Wednesday, March 14, 2012

Zarahemla in Iowa? Part II

Continuing with Eric Checketts comment on an earlier blog about present-day Zarahemla in Iowa, the following covers his points of disagreement:

He wrote in part: “Huh? I'm not sure that you've even put a dent in the assertion that Zarahemla was anciently located across the river from what is now Nauvoo.”
I began answering that in the last post, in pointing out that no early development in the Montrose-Zarahemla area has ever been found in Iowa to suggest a city the size of ancient Zarahemla. In addition, the following points out the differences in the River Sidon and the Mississippi River.

In Alma, we learn that while the Nephite army was following the Amlicites, “in the land of Minon above the land of Zarahemla, in the course [line or direction] of the land of Nephi, we saw a numerous host of the Lamanites,” whom the Amlicites joined (Alma 2:24). Fearful that the Lamanites would reach Zarahemla before them, the Nephite army “took their tents and departed out of the valley of Gideon toward their city, which was the city of Zarahemla” (Alma 2:26).

As the army and the people of the land fleeing before the Lamanite-Amlicite army crossed the River Sidon from east to west (Alma 2:27), a battle took place in which the Nephites were strengthened by the Lord (Alma 2:28) and a great battle took place as they were crossing the River Sidon (Alma 2:34). When all had crossed over the River Sidon and onto the west bank, the Lamanites and Amlicites, being in number so numerous that they could not be numbered began to flee (Alma 2:35) to the Wilderness of Hermounts, to the north and west of Zarahemla and to the west of the River Sidon.
Now, since so many thousands of both armies had crossed over the river near Zarahemla, one might want to consider the size of that river and whether or not an army of men on foot could have waded across.

The Mississippi River around Zarahemla, Iowa, is about a mile and a half wide, is swiftly flowing and measures at nine-foot in depth. It would be very difficult for an army on foot to have forded this area since the water would be about three feet deep over an average man’s head. To consider the river might have been lower in 87 B.C. is without merit, since one might say it could have been deeper as well—we simply have no data on the river two thousand years ago, and would probably say it was deeper before man began to damn it, drain from it, create locks in it, etc., for the benefit of shipping.
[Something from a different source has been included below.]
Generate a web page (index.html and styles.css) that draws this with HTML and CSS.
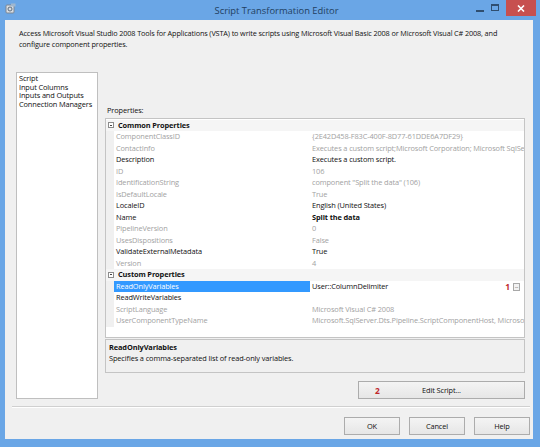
FILE: index.html
```html
<!DOCTYPE html>
<html lang="en">
<head>
    <meta charset="UTF-8">
    <title>Script Transformation Editor</title>
    <link rel="stylesheet" href="styles.css">
</head>
<body>
    <div class="window">
        <div class="titlebar">
            <div class="app-icon">
                <svg width="11" height="11" viewBox="0 0 11 11">
                    <rect x="1" y="2" width="8" height="8" rx="1" fill="#d8dde3" stroke="#7d8794" stroke-width="1"/>
                    <circle cx="5" cy="6" r="2" fill="none" stroke="#5d6c7c" stroke-width="1"/>
                    <rect x="6" y="0.5" width="4.5" height="3" fill="#9fb7cf"/>
                </svg>
            </div>
            <div class="title">Script Transformation Editor</div>
            <div class="controls">
                <span class="ctl-min"></span>
                <span class="ctl-max"></span>
                <span class="ctl-close">
                    <svg width="8" height="7" viewBox="0 0 8 7">
                        <path d="M1 0.5 L7 6.5 M7 0.5 L1 6.5" stroke="#fff" stroke-width="1.6"/>
                    </svg>
                </span>
            </div>
        </div>

        <div class="client">
            <div class="intro">
                Access Microsoft Visual Studio 2008 Tools for Applications (VSTA) to write scripts using Microsoft Visual Basic 2008 or Microsoft Visual C# 2008, and<br>
                configure component properties.
            </div>

            <div class="main">
                <div class="pages">
                    <div>Script</div>
                    <div>Input Columns</div>
                    <div>Inputs and Outputs</div>
                    <div>Connection Managers</div>
                </div>

                <div class="panel">
                    <div class="panel-label">Properties:</div>

                    <div class="grid">
                        <div class="row category"><span class="toggle"></span><span class="cat-name">Common Properties</span></div>
                        <div class="row ro"><span class="name">ComponentClassID</span><span class="value">{2E42D458-F83C-400F-8D77-61DDE6A7DF29}</span></div>
                        <div class="row ro"><span class="name">ContactInfo</span><span class="value">Executes a custom script;Microsoft Corporation; Microsoft SqlServer v10; (C) 2007 Microsoft Corporation</span></div>
                        <div class="row"><span class="name">Description</span><span class="value">Executes a custom script.</span></div>
                        <div class="row ro"><span class="name">ID</span><span class="value">106</span></div>
                        <div class="row ro"><span class="name">IdentificationString</span><span class="value">component "Split the data" (106)</span></div>
                        <div class="row ro"><span class="name">IsDefaultLocale</span><span class="value">True</span></div>
                        <div class="row"><span class="name">LocaleID</span><span class="value">English (United States)</span></div>
                        <div class="row"><span class="name">Name</span><span class="value bold">Split the data</span></div>
                        <div class="row ro"><span class="name">PipelineVersion</span><span class="value">0</span></div>
                        <div class="row ro"><span class="name">UsesDispositions</span><span class="value">False</span></div>
                        <div class="row"><span class="name">ValidateExternalMetadata</span><span class="value">True</span></div>
                        <div class="row ro"><span class="name">Version</span><span class="value">4</span></div>
                        <div class="row category"><span class="toggle"></span><span class="cat-name">Custom Properties</span></div>
                        <div class="row selected">
                            <span class="name">ReadOnlyVariables</span>
                            <span class="value">User::ColumnDelimiter</span>
                            <span class="marker">1</span>
                            <span class="ellipsis">...</span>
                        </div>
                        <div class="row"><span class="name">ReadWriteVariables</span><span class="value"></span></div>
                        <div class="row ro"><span class="name">ScriptLanguage</span><span class="value">Microsoft Visual C# 2008</span></div>
                        <div class="row ro"><span class="name">UserComponentTypeName</span><span class="value">Microsoft.SqlServer.Dts.Pipeline.ScriptComponentHost, Microsoft.SqlServer.TxScript</span></div>
                    </div>

                    <div class="help">
                        <div class="help-title">ReadOnlyVariables</div>
                        <div>Specifies a comma-separated list of read-only variables.</div>
                    </div>

                    <div class="edit-row">
                        <button class="btn edit-btn"><span class="marker">2</span>Edit Script...</button>
                    </div>
                </div>
            </div>

            <div class="separator"></div>

            <div class="footer">
                <button class="btn">OK</button>
                <button class="btn">Cancel</button>
                <button class="btn">Help</button>
            </div>
        </div>
    </div>
</body>
</html>
```

FILE: styles.css
```css
:root {
    --frame: #6aa6e6;
    --face: #f0f0f0;
    --border: #c4c4c4;
    --muted: #a2a2a2;
    --text: #111;
    --select: #3399ff;
}

* {
    margin: 0;
    padding: 0;
    box-sizing: border-box;
}

body {
    font-family: "Open Sans", "Noto Sans", sans-serif;
    font-size: 7.4px;
    letter-spacing: -0.12px;
    color: var(--text);
    background: var(--frame);
}

.window {
    width: 540px;
    height: 447px;
    display: flex;
    flex-direction: column;
    background: var(--frame);
    padding: 0 7px 8px 5px;
}

/* title bar */

.titlebar {
    height: 20px;
    display: flex;
    align-items: center;
    position: relative;
}

.app-icon {
    width: 12px;
    height: 12px;
    margin-top: -2px;
}

.title {
    flex: 1;
    text-align: center;
    font-size: 9.4px;
    letter-spacing: 0;
    color: #22405f;
    margin-right: -3px;
}

.controls {
    position: absolute;
    right: -3px;
    top: 0;
    display: flex;
    align-items: flex-start;
}

.ctl-min {
    width: 8px;
    height: 2px;
    background: #2f4e70;
    margin: 10px 7px 0 0;
}

.ctl-max {
    width: 8px;
    height: 7px;
    border: 1px solid #2f4e70;
    border-top-width: 2px;
    margin: 4px 7px 0 0;
}

.ctl-close {
    width: 30px;
    height: 16px;
    background: #c7504f;
    display: flex;
    align-items: center;
    justify-content: center;
}

/* client area */

.client {
    flex: 1;
    background: var(--face);
    display: flex;
    flex-direction: column;
    padding: 0 3px 0 7px;
}

.intro {
    padding: 8px 0 0 7px;
    line-height: 11px;
    height: 52px;
    font-size: 7.3px;
    letter-spacing: -0.13px;
    white-space: nowrap;
}

.main {
    display: flex;
    gap: 7px;
    padding-left: 4px;
}

.pages {
    width: 82px;
    height: 327px;
    background: #fff;
    border: 1px solid #bfbfbf;
    padding: 1px 2px;
    line-height: 8.5px;
}

.panel {
    flex: 1;
    display: flex;
    flex-direction: column;
    padding-top: 33px;
}

.panel-label {
    padding-left: 2px;
    height: 13px;
}

/* property grid */

.grid {
    width: 420px;
    height: 220px;
    background: #fff;
    border: 1px solid var(--border);
    padding-top: 0.5px;
    overflow: hidden;
}

.row {
    display: flex;
    height: 11.5px;
    line-height: 11.5px;
    padding-left: 8px;
    background: linear-gradient(to right, var(--face) 8px, #fff 8px);
    white-space: nowrap;
    position: relative;
}

.row .name {
    width: 196px;
    padding-left: 2px;
    overflow: hidden;
}

.row .value {
    flex: 1;
    padding-left: 2px;
    overflow: hidden;
}

.row.ro {
    color: var(--muted);
}

.bold {
    font-weight: bold;
}

.row.category {
    background: #f5f5f5;
    padding-left: 2px;
    font-weight: bold;
    align-items: center;
}

.toggle {
    width: 6px;
    height: 6px;
    border: 1px solid #8c8c8c;
    background: #fff;
    margin-right: 4px;
    position: relative;
}

.toggle::after {
    content: "";
    position: absolute;
    left: 1px;
    top: 1.5px;
    width: 2px;
    height: 1px;
    background: #444;
}

.row.selected .name {
    background: var(--select);
    color: #fff;
}

.row .marker {
    color: #c0282b;
    font-weight: bold;
    font-size: 8.4px;
    margin-right: 3px;
}

.ellipsis {
    width: 7px;
    height: 8px;
    margin: 2px 4px 0 0;
    border: 1px solid #a8a8a8;
    background: #f2f2f2;
    font-size: 5px;
    line-height: 4px;
    text-align: center;
    color: #333;
}

.help {
    width: 420px;
    height: 34px;
    margin-top: 1px;
    border: 1px solid var(--border);
    padding: 2px 3px;
    line-height: 10.5px;
}

.help-title {
    font-weight: bold;
}

.edit-row {
    display: flex;
    justify-content: flex-end;
    padding: 8px 0 0;
    width: 420px;
}

/* buttons */

.btn {
    font-family: inherit;
    font-size: 7.4px;
    letter-spacing: -0.12px;
    color: var(--text);
    height: 18px;
    width: 56px;
    background: linear-gradient(#f4f4f4, #e6e6e6);
    border: 1px solid #acacac;
}

.edit-btn {
    width: 167px;
    position: relative;
}

.edit-btn .marker {
    position: absolute;
    left: 16px;
    top: 3px;
    color: #c0282b;
    font-weight: bold;
    font-size: 8.4px;
}

.separator {
    height: 1px;
    background: #d0d0d0;
    border-bottom: 1px solid #fff;
    box-sizing: content-box;
    margin: 7px 0 0 0;
}

.footer {
    display: flex;
    justify-content: flex-end;
    gap: 9px;
    padding: 9px 0 0;
}
```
As has been pointed out in numerous earlier blogs, the Sidon River flowed south to north; however, the Mississippi obviously flows north to south.

The Mississippi River flows directly past present day Zarahemla, with the actual settlement directly on the bank of the river; however, there is no indication in the scriptural record that Zarahemla was directly on the banks of the Sidon River, or even very close, and it might even be considered some distance away since when the Lamanite army reached the west bank (the side on which Zarahemla was located) they fled to the northwest toward the wilderness of Hermounts. However, we only know that the Sidon River was to the east of the city of Zarahemla.
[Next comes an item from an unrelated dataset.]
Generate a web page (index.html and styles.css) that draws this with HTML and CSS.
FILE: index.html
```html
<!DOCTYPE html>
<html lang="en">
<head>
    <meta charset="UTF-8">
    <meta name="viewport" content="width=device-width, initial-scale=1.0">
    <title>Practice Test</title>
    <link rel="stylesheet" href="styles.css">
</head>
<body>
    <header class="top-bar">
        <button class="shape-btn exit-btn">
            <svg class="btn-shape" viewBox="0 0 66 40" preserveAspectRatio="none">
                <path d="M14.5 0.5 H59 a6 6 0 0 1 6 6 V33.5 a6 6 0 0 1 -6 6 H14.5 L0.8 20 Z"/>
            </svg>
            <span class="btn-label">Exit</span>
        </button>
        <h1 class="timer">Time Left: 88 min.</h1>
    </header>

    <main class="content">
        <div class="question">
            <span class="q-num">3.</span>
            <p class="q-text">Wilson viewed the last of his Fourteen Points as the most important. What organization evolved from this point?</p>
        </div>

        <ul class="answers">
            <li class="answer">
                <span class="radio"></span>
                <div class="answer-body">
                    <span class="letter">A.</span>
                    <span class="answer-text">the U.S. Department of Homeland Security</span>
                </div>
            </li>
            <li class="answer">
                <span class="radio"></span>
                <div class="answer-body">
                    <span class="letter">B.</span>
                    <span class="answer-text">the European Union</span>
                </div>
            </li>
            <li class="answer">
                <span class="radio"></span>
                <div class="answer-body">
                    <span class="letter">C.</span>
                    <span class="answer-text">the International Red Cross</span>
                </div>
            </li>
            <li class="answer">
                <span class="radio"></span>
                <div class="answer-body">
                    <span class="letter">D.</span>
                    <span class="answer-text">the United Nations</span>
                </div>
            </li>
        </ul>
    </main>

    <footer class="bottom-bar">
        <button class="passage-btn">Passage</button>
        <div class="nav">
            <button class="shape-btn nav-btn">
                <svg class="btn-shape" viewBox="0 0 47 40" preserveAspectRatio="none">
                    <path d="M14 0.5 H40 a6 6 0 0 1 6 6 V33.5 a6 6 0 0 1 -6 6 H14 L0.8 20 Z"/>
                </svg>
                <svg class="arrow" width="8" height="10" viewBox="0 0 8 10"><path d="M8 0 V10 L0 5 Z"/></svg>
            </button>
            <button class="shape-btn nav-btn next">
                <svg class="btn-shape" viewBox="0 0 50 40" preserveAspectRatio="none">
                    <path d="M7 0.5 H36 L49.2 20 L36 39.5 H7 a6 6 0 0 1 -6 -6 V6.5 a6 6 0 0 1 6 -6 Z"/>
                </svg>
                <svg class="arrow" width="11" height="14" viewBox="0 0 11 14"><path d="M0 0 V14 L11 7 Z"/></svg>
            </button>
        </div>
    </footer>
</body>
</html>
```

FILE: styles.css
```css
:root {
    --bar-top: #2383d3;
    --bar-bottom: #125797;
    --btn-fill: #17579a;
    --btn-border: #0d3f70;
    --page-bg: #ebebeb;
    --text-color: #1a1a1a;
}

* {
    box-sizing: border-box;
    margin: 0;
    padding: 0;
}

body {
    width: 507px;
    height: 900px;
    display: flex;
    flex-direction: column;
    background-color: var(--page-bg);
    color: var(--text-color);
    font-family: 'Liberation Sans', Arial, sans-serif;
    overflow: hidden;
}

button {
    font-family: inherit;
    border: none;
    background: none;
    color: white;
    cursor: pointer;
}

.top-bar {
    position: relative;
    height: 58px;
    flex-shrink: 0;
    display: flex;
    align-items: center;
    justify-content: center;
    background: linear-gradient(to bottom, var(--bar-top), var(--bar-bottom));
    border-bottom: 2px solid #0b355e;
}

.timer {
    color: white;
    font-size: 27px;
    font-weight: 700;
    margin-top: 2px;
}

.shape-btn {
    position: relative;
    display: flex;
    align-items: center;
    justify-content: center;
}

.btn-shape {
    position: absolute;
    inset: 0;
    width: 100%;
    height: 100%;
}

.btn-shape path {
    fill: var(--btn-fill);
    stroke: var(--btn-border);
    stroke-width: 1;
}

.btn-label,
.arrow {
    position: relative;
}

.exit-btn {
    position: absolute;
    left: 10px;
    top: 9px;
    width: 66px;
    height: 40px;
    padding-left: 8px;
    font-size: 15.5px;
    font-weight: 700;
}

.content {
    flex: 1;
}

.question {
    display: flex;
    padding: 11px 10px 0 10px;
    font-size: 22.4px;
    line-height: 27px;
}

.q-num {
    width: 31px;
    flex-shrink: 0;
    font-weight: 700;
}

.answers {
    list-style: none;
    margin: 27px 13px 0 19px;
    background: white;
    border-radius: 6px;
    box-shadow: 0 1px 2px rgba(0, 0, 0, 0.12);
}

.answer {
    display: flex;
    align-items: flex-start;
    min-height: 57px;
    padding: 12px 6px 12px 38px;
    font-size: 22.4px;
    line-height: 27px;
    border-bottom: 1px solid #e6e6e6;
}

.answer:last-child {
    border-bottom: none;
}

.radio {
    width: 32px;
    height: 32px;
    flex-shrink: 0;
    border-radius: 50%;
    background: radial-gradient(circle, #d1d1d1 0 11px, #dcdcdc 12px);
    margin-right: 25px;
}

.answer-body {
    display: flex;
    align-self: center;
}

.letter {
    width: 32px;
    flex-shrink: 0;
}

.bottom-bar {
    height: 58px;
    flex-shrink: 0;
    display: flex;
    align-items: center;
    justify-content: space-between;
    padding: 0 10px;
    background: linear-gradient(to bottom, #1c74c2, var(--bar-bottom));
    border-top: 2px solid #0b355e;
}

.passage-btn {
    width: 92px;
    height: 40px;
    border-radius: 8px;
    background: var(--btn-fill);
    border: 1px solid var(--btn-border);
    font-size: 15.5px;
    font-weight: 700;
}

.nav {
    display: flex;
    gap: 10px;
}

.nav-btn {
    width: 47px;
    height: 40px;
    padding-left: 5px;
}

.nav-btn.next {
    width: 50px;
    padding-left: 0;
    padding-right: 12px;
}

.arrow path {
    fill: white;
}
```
Another, most important point about the location of the city of Zarahemla, is that it was located down from the Land of Nephi, and that the Sidon River had its head or headwaters in those mountains south of Zarahemla, and that an obvious strip of wilderness separated the two lands creating a natural barrier. The problem with Zarahemla, Iowa, there is no such topography to the south of that area, either in Iowa, Missouri or Illinois. The area is basically rich farmland that was sought by both Iowa and Missouri and resulted in the so-called “Honey War” and eventually caused the United States Supreme Court to decide the exact boundary of the two states, and eventually referred to as the Missouri Compromise.

To the south of this area is the Des Moines River, and south of that is Clark County, a basically flat land covering approximately 512 square miles along the western shore of the Mississippi River.

In no way does any of this topography even come close to Mormon’s description and the narrative of the Book of Mormon describing Zarahemla and the land to the south.